We miss meeting each other. Running education remote has not been that great, some say. Right now, there are many who claim, and therefore also expect, that students want to come back to Campus, post-COVID. Surveys have been done, the students themselves have answered how they want it. But can we really trust these surveys?
The book Everybody Lies is a liberating read in that it is about what people do, not what they say they do. The book is written by one of Google’s former analytics executives. On point after point after point, he shows that: we say one thing, but do another.

When asked directly, we say that we have a good relationship with our partner. But we Google “is he/she unfaithful”. The whole book is full of examples like that. All based on the search data around us people that Google has after all. The title is the message.
Everybody lies.
At the height of the illegal file sharing of music the music industry conducted a major global survey to find out how customers wanted it. The answer they got was that the majority of customers wanted to keep the CD. The industry then moved confidently in that direction.
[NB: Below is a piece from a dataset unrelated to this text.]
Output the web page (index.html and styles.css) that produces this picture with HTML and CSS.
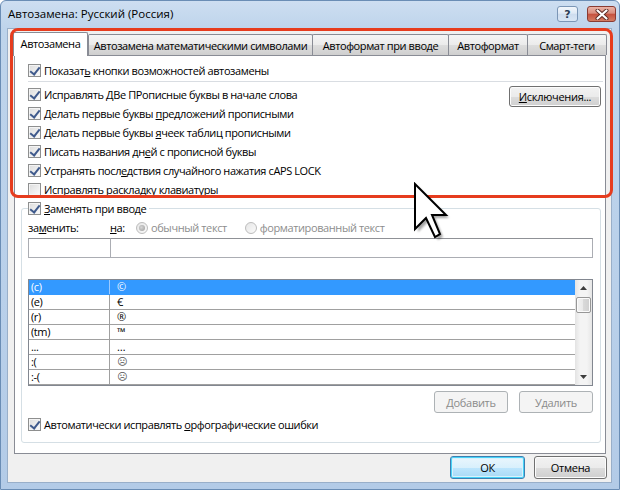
FILE: index.html
```html
<!DOCTYPE html>
<html lang="ru">
<head>
<meta charset="utf-8">
<title>Автозамена</title>
<link rel="stylesheet" href="styles.css">
</head>
<body>
<div class="window">
  <div class="titlebar">
    <span class="title">Автозамена: Русский (Россия)</span>
    <div class="caption-btns">
      <span class="cap help">?</span>
      <span class="cap close"><svg width="14" height="11" viewBox="0 0 14 11"><path d="M2.5 1.5 L11.5 9.5 M11.5 1.5 L2.5 9.5" stroke="#5a2a24" stroke-width="4" stroke-linecap="round"/><path d="M2.5 1.5 L11.5 9.5 M11.5 1.5 L2.5 9.5" stroke="#fff" stroke-width="2.2" stroke-linecap="round"/></svg></span>
    </div>
  </div>
  <div class="client">
    <div class="tabs">
      <div class="tab t1 active">Автозамена</div>
      <div class="tab t2">Автозамена математическими символами</div>
      <div class="tab t3">Автоформат при вводе</div>
      <div class="tab t4">Автоформат</div>
      <div class="tab t5">Смарт-теги</div>
    </div>
    <div class="panel">
      <div class="chk first"><span class="cb on"></span><span class="txt">Показат<u>ь</u> кнопки возможностей автозамены</span></div>
      <div class="sep"></div>
      <div class="opts">
        <div class="optlist">
          <div class="chk"><span class="cb on"></span><span class="txt">Исправлять ДВе ПРописные буквы в начале слова</span></div>
          <div class="chk"><span class="cb on"></span><span class="txt">Делать первые буквы <u>п</u>редложений прописными</span></div>
          <div class="chk"><span class="cb on"></span><span class="txt">Делать первые буквы <u>я</u>чеек таблиц прописными</span></div>
          <div class="chk"><span class="cb on"></span><span class="txt">Писать названия дн<u>е</u>й с прописной буквы</span></div>
          <div class="chk"><span class="cb on"></span><span class="txt">Устранять посл<u>е</u>дствия случайного нажатия cAPS LOCK</span></div>
          <div class="chk"><span class="cb"></span><span class="txt">Исправлять раскладку <u>к</u>лавиатуры</span></div>
        </div>
        <button class="btn exc"><span class="txt"><u>И</u>сключения...</span></button>
      </div>
      <fieldset class="group">
        <legend class="chk"><span class="cb on"></span><span class="txt"><u>З</u>аменять при вводе</span></legend>
        <div class="labels">
          <span class="l-rep">за<u>м</u>енить:</span>
          <span class="l-with"><u>н</u>а:</span>
          <span class="radio on"></span><span class="dis">обычный текст</span>
          <span class="radio r2"></span><span class="dis">форматированный текст</span>
        </div>
        <div class="inputs"><div class="inp i1"></div><div class="inp i2"></div></div>
        <div class="list">
          <div class="rows">
            <div class="lrow sel"><span class="c1">(c)</span><span class="c2">©</span></div>
            <div class="lrow"><span class="c1">(e)</span><span class="c2">€</span></div>
            <div class="lrow"><span class="c1">(r)</span><span class="c2">®</span></div>
            <div class="lrow"><span class="c1">(tm)</span><span class="c2">™</span></div>
            <div class="lrow"><span class="c1">...</span><span class="c2">…</span></div>
            <div class="lrow"><span class="c1">:(</span><span class="c2 face">☹</span></div>
            <div class="lrow"><span class="c1">:-(</span><span class="c2 face">☹</span></div>
          </div>
          <div class="scrollbar">
            <div class="sb-btn"><svg width="7" height="4" viewBox="0 0 7 4"><path d="M0 4 L3.5 0 L7 4 Z" fill="#3d3d3d"/></svg></div>
            <div class="sb-track"><div class="thumb"></div></div>
            <div class="sb-btn"><svg width="7" height="4" viewBox="0 0 7 4"><path d="M0 0 L3.5 4 L7 0 Z" fill="#3d3d3d"/></svg></div>
          </div>
        </div>
        <div class="listbtns">
          <button class="btn disabled">Добавить</button>
          <button class="btn disabled">Удалить</button>
        </div>
        <div class="chk last"><span class="cb on"></span><span class="txt">Автоматически исправлять <u>о</u>рфографические ошибки</span></div>
      </fieldset>
    </div>
    <div class="footer">
      <button class="btn default ok">ОК</button>
      <button class="btn cancel">Отмена</button>
    </div>
  </div>
  <div class="highlight"></div>
  <svg class="cursor" width="42" height="62" viewBox="0 0 42 62">
    <defs><filter id="sh" x="-20%" y="-20%" width="140%" height="140%"><feGaussianBlur stdDeviation="1.3"/></filter></defs>
    <path d="M5 5 L5 50 L16 39 L25 58 L30 55 L22 36 L36 36 Z" fill="#000" opacity="0.35" filter="url(#sh)"/>
    <path d="M2 2 L2 47 L13 36 L22 55 L27 52 L19 33 L33 33 Z" fill="#fff" stroke="#000" stroke-width="2" stroke-linejoin="miter"/>
  </svg>
</div>
</body>
</html>
```

FILE: styles.css
```css
* { box-sizing: border-box; }

body {
  margin: 0;
  width: 620px;
  height: 490px;
  overflow: hidden;
  font-family: "Open Sans", "Noto Sans", "DejaVu Sans", sans-serif;
  font-size: 11px;
  letter-spacing: -0.4px;
  color: #000;
  background: #fff;
}

u { text-decoration: underline; text-underline-offset: 1px; }

.txt { white-space: pre; }

.window {
  position: relative;
  width: 620px;
  height: 490px;
  background: linear-gradient(#cddef1, #bed4eb 28px, #b9d0ea 60%, #b3cbe7);
  border: 1px solid #6a8db5;
  border-radius: 6px 6px 0 0;
  padding: 0 7px 6px 6px;
  display: flex;
  flex-direction: column;
}

.titlebar {
  height: 27px;
  display: flex;
  align-items: flex-start;
  padding-left: 1px;
}

.title {
  font-size: 11.5px;
  letter-spacing: 0;
  margin-top: 5px;
  color: #000;
}

.caption-btns {
  margin-left: auto;
  margin-right: -4px;
  margin-top: 5px;
  display: flex;
  gap: 9px;
}

.cap {
  height: 16px;
  border-radius: 3px;
  display: flex;
  align-items: center;
  justify-content: center;
}

.help {
  width: 21px;
  border: 1px solid #7b96b6;
  background: linear-gradient(#f2f6fb, #dfe9f5 45%, #cddcee 50%, #d9e6f5);
  color: #2c3e56;
  font-family: "DejaVu Sans", sans-serif;
  font-weight: bold;
  font-size: 11px;
  letter-spacing: 0;
  line-height: 1;
}

.close {
  width: 29px;
  border: 1px solid #8a3b32;
  background: linear-gradient(#eab3a6, #d98c7c 45%, #c5503d 50%, #d47c62);
}

.client {
  flex: 1;
  background: #f0f0f0;
  border: 1px solid #99afc9;
  padding: 5px 5px 0 6px;
  display: flex;
  flex-direction: column;
}

.tabs {
  display: flex;
  height: 21px;
  position: relative;
  z-index: 2;
}

.tab {
  height: 21px;
  border: 1px solid #898c95;
  border-bottom: none;
  margin-right: -1px;
  background: linear-gradient(#f5f5f5, #ebebeb 50%, #dddddd 50%, #cfcfcf);
  display: flex;
  align-items: center;
  justify-content: center;
  white-space: nowrap;
  border-radius: 2px 2px 0 0;
}

.t1 { width: 75px; }
.t2 { width: 225px; }
.t3 { width: 137px; }
.t4 { width: 80px; }
.t5 { width: 80px; }

.tab.active {
  background: #fff;
  height: 24px;
  margin-top: -2px;
  margin-left: -1px;
  margin-right: 0;
  position: relative;
  z-index: 3;
  padding-bottom: 2px;
}

.panel {
  height: 399px;
  border: 1px solid #898c95;
  background: #fff;
  padding-top: 5px;
  display: flex;
  flex-direction: column;
}

.chk {
  height: 19px;
  display: flex;
  align-items: center;
  white-space: nowrap;
}

.panel > .chk.first,
.optlist .chk { padding-left: 13px; }

.cb {
  width: 13px;
  height: 13px;
  border: 1px solid #8e8f8f;
  background: linear-gradient(135deg, #dcdcdc, #fbfbfb);
  box-shadow: inset 0 0 0 1px #f4f4f4;
  margin-right: 3px;
  flex: none;
  position: relative;
}

.cb.on::after {
  content: "";
  position: absolute;
  left: 3px;
  top: 0px;
  width: 4px;
  height: 8px;
  border-right: 2px solid #3f5a8c;
  border-bottom: 2px solid #3f5a8c;
  transform: rotate(38deg);
}

.sep {
  height: 1px;
  background: #d9dde2;
  margin: 1px 2px 3px 13px;
}

.opts {
  display: flex;
  align-items: flex-start;
}

.optlist { flex: 1; }

.btn {
  font-family: inherit;
  font-size: 11px;
  letter-spacing: -0.3px;
  color: #000;
  border: 1px solid #707070;
  border-radius: 3px;
  background: linear-gradient(#f2f2f2, #ebebeb 50%, #dddddd 50%, #cfcfcf);
  box-shadow: inset 0 0 0 1px #fcfcfc;
  padding: 0;
  height: 22px;
  display: flex;
  align-items: center;
  justify-content: center;
}

.exc {
  width: 92px;
  height: 21px;
  margin-top: 1px;
  margin-right: 4px;
}

.group {
  margin: 0 4px 0 6px;
  border: 1px solid #d5dfe5;
  border-radius: 3px;
  padding: 0 7px 8px 6px;
  min-width: 0;
}

.group legend {
  padding: 0 3px 0 0;
  margin-left: 0;
}

.labels {
  height: 19px;
  display: flex;
  align-items: center;
  white-space: nowrap;
}

.l-rep { width: 82px; }
.l-with { width: 26px; }

.dis { color: #8d8d8d; }

.radio {
  width: 12px;
  height: 12px;
  border-radius: 50%;
  border: 1px solid #bcbcbc;
  background: linear-gradient(135deg, #e6e6e6, #fafafa);
  margin-right: 3px;
  position: relative;
  flex: none;
}

.radio.on::after {
  content: "";
  position: absolute;
  left: 2px;
  top: 2px;
  width: 6px;
  height: 6px;
  border-radius: 50%;
  background: radial-gradient(circle at 40% 40%, #d6d6d6, #9a9a9a);
}

.radio.r2 { margin-left: 18px; }

.inputs {
  display: flex;
  margin-top: 1px;
  height: 20px;
}

.inp {
  height: 20px;
  border: 1px solid #abadb3;
  border-top-color: #8f9196;
  background: #fff;
}

.i1 { width: 83px; }
.i2 { flex: 1; margin-left: -1px; }

.list {
  margin-top: 21px;
  height: 107px;
  border: 1px solid #828790;
  display: flex;
  background: #fff;
}

.rows { flex: 1; }

.lrow {
  height: 15px;
  display: flex;
  border-bottom: 1px solid #a0a0a0;
  line-height: 14px;
}

.lrow.sel {
  background: #3399ff;
  color: #fff;
  border-bottom-color: #3399ff;
}

.c1 {
  width: 81px;
  border-right: 1px solid #a0a0a0;
  padding-left: 2px;
}

.lrow.sel .c1 { border-right-color: #9ccaff; }

.c2 {
  flex: 1;
  padding-left: 7px;
}

.face {
  font-family: "DejaVu Sans", sans-serif;
  font-size: 10px;
  color: #555;
}

.scrollbar {
  width: 17px;
  background: linear-gradient(90deg, #e3e3e3, #f4f4f4 30%, #f4f4f4 70%, #e6e6e6);
  display: flex;
  flex-direction: column;
}

.sb-btn {
  height: 16px;
  display: flex;
  align-items: center;
  justify-content: center;
}

.sb-track {
  flex: 1;
  padding: 1px 1px 0 1px;
}

.thumb {
  height: 16px;
  border: 1px solid #979797;
  border-radius: 2px;
  background: linear-gradient(90deg, #f3f3f3, #e8e8e8 50%, #d9d9d9 50%, #cfcfcf);
  box-shadow: inset 0 0 0 1px #fbfbfb;
}

.listbtns {
  margin-top: 5px;
  display: flex;
  justify-content: flex-end;
  gap: 11px;
}

.listbtns .btn { width: 74px; }

.btn.disabled {
  color: #8b8b8b;
  border-color: #adb2b5;
  background: #f4f4f4;
  box-shadow: none;
}

.chk.last { margin-top: 2px; }

.footer {
  margin-top: 2px;
  margin-right: -1px;
  display: flex;
  justify-content: flex-end;
  gap: 9px;
}

.footer .btn { height: 23px; }
.ok { width: 75px; }
.cancel { width: 73px; }

.btn.default {
  border-color: #3c7fb1;
  box-shadow: inset 0 0 0 1px #48d2f8, inset 0 0 0 2px #d8f2fc;
  background: linear-gradient(#eaf6fd, #d9f0fc 50%, #bee6fd 50%, #a7d9f5);
}

.highlight {
  position: absolute;
  left: 9px;
  top: 27px;
  width: 603px;
  height: 170px;
  border: 3px solid #e63c1e;
  border-radius: 8px;
  pointer-events: none;
  z-index: 5;
}

.cursor {
  position: absolute;
  left: 412px;
  top: 181px;
  z-index: 6;
}
```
Just a few years later, record sales were lower than ever before, and streaming had begun to take over from record stores.
Everybody lies, ourselves included.
If you have ever had young students and asked them if they want feedback on their exams, you have probably received the answer yes. If you then gave them feedback, do you think they care? Maybe. Some of them? Everyone? Or, none of them at all?

15 years ago, the idea of the difference between what students “say” and what they actually “do” struck me hard. I held a course where the students were unusually clear that they thought that teachers in their previous courses had given them far too little feedback. So, I put extra energy into giving them a lot of feedback on their exams this time around.
At that time, physical paper exams were used, and the exams could, once corrected, be collected on the physical student expedition. I wrote my feedback by hand on each individual exam. Short essays even.
In some cases I gave unusually good students a handwritten star, and a smiley, including a comment like ”we never get too old for not remembering life as young children…well done by you!” on their exam. In other cases, I made smileys on unusually different, but wrong, exam-answers too, including a comment like ”thanks for trying, but sorry, not this time. Its more like X, Y, Z”.
I really tried to utilize the idea that reading my feedback could become a learning-event by itself, jointly with a smile.
However, a few years later, there was cleaning at the student expedition. Then I learned that a maximum of 20% of the students had even collected their exam. I had written feedback on exams that had never been read.
I think we can be sure that quite a few students will return to campus this fall. Not even the music industry did change overnight. But how many of them will be back in the fall?
Do not trust what students say they want. Trust instead what they do.
Can we really be sure that all students will return to campus post-COVID?
Why would students be a species of creature that is fundamentally different from customers in all other types of markets that exist?